Consider, for instance, the quasi title cut, “Oh Glory,” bursting into being in a full-marching band blast, cutting to whispered nothings, then gathering strength in lush, carefully orchestrated crescendos. Not much is left of Orth’s country underpinnings, which earlier grounded his odd, bubble-pipe vibrato in old-time tradition. Instead, he has turned toward the swelling pop of certain Scandinavians (Loney Dear, Choir of Young Believers), building airy, ornate choruses out of the most buoyant of materials. There are quiet moments – just Orth’s delicate voice and guitar picking – but almost always these lead to louder, more triumphant resolution, thickened with strings, vocal harmonies, brass and emphatic percussion. “The Art Teacher and the Little Stallion” starts with a ballad’s fluidity, twists of violin, plinks of electric keyboard, curving and twining over the melody, yet it turns rhythmically, definitively rock, before it’s end. “P-A-L-O-M-I-N-E” transforms even more dramatically, moving from a barely there emotional tremble into group-shouted enthusiasm – the first Holopaw song, I believe, to include “hey! hey! hey!”s.

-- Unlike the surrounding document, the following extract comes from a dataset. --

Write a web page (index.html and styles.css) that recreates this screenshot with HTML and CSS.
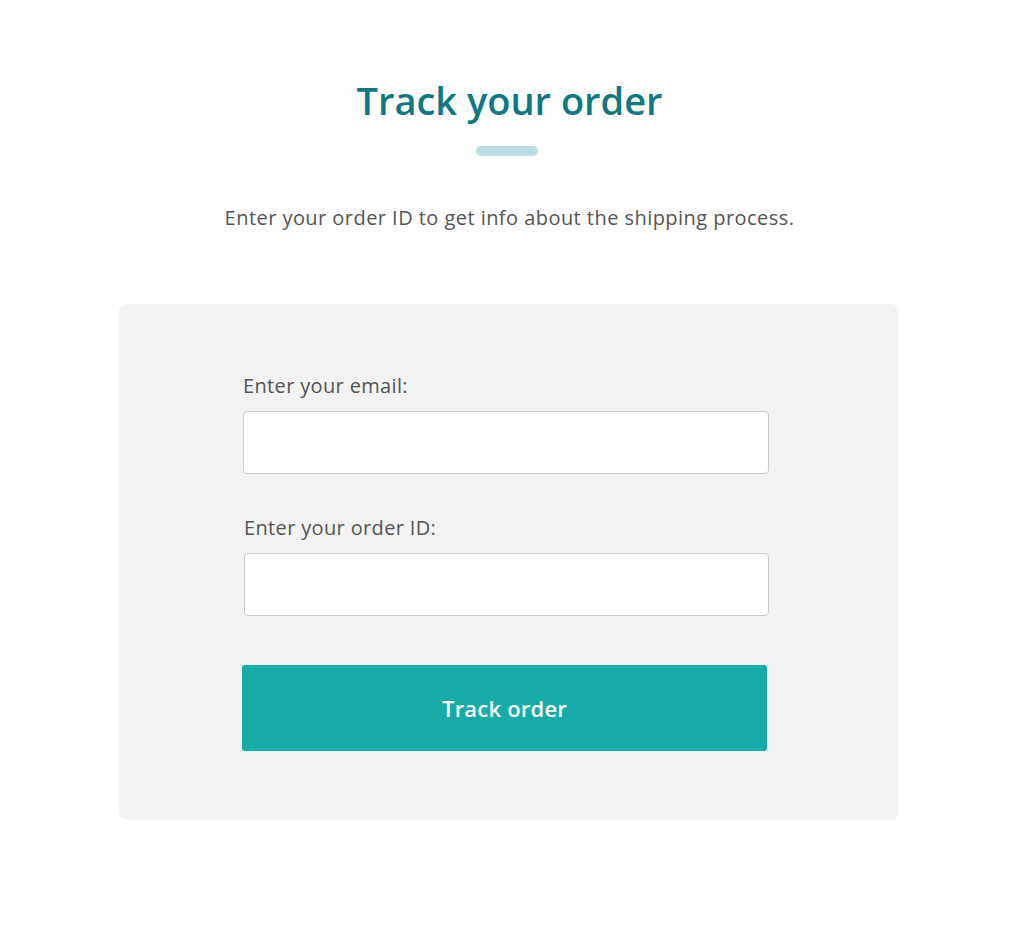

Lyrically, Orth is elliptical, serene, faintly mystic as he traces certain themes (“It was only a pin prick,” “Cherry glow”) and characters (“Little Stallion,” “Matador”) through multiple songs. Connections are too oblique to make a song cycle or concept album out of these songs. Still, you get a sense that certain images and ideas buzzed around Orth as he wrote this album and he was not always finished with an idea just because he’d completed another song. There is also a strong undercurrent of ... (ahem) eroticism in the album, as brief, telling observations of young men’s bodies coexist with shifting natural imagery. The rush of images, the mystic treatment of physical attraction, turns nearly Whitman-esque in cuts like “Boys on Motorbikes” (“the stillness between the shoulder blades”), closer “The Conductor and the Hobbyist” and particularly “Black Lacquered Shame,” one of the album’s most engaging tracks, despite the fact that it seems to deal with outdoor assignations.

Oh Glory, Oh Wilderness pulls in two very interesting ways. The more accessible, more exciting arrangements make it essentially a pop record. Its appeal is immediate, rather than slow burning, and you can see it gaining fans who are less transfixed by eccentricity, more interested in tightly constructed songs. Yet at the same time, the words and images in these songs are deeply personal and self-revealing in a way that, I think, the first two albums were not. Orth has found a way to make himself more accessible and more himself at the same time with this third album … a neat trick worth repeating.